Tidak lupa juga, dari tragedi tersebut mengakibatkan Kapolres Malang, AKBP Ferli Hidayat dinonaktifkan oleh Kapolri sejak 3 Oktober 2022 dan digantikan oleh AKBP Putu Kholis Aryana. Kemudian, diikuti juga dengan 9 personel Brimob yang dinonaktifkan juga akibat dari tragedi yang mencekam tersebut.
Tanggung Jawab Besar bagi Jajaran Petinggi Sepak Bola Indonesia
Peristiwa seperti ini tentu berpengaruh bagi Persepakbolaan di Indonesia. Hal ini ditandai dengan sebagian besar masyarakat di dunia menyampaikan rasa simpati atas tragedi tersebut. Lalu, diikuti dengan Pemerintah Pusat menyampaikan turut berduka cita tas kejadian yang memakan korban jiwa yang sangat banyak.
Masyarakat juga meminta jajaran petinggi sepak bola se-Indonesia, khususnya PSSI untuk bertanggung jawab atas Tragedi Kanjuruhan yang dianggap merusak nama baik sepak bola di Indonesia. Bahkan, sebagian besar masyarakat juga mendesak Ketua PSSI, M Iriawan untuk mundur dari jabatannya jika tanggung jawab yang dilakukan dianggap tidak membuahkan hasil.
Diikuti juga dengan dibentuknya Tim Gabungan Independen Pencari Fakta (TGIPF) Kanjuruhan Malang oleh Menteri Koordinator Politik, Hukum, dan Keamanan (Menko Polhulkan), Mahfud MD dan Menteri Pemuda dan Olahraga (Menpora), Zainuddin Amali, dimana keduanya memegang sebagai ketua dan wakil ketua tim tersebut. Pembentukan tim ini bertujuan untuk melakukan investigasi dari sebab akibat peristiwa yang mencekam pada beberapa hari yang lalu.

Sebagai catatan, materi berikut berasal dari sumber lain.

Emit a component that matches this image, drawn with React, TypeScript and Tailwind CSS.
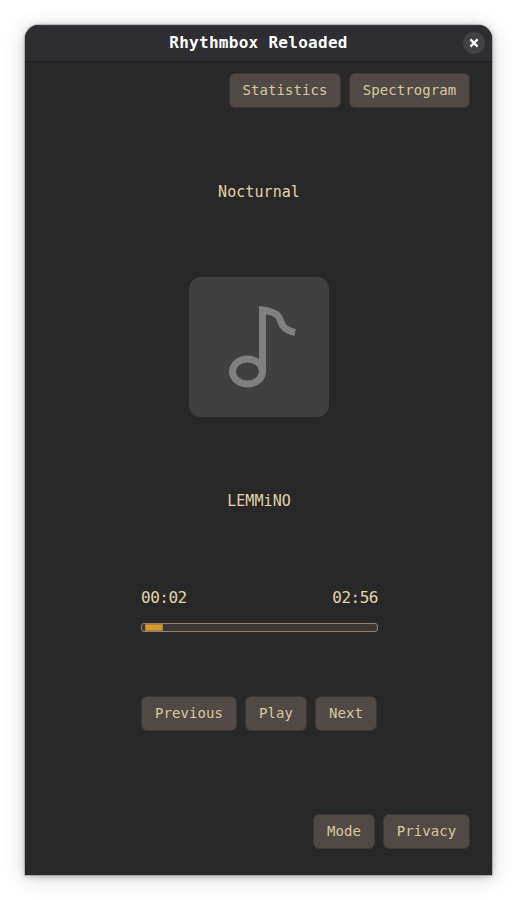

Adapun prediksi terbentuknya tim ini memiliki target penyelesaian kasus dalam dua minggu ke depan. Hingga saat ini, TGIPF tengah melakukan berbagai investigasi, meskipun upaya tersebut juga tetap menimbulkan berbagai kontroversi. Salah satunya seperti perdebatan yang timbul di lingkungan masyarakat mengenai hasil dugaan investigasi yang dikeluarkan oleh tim tersebut.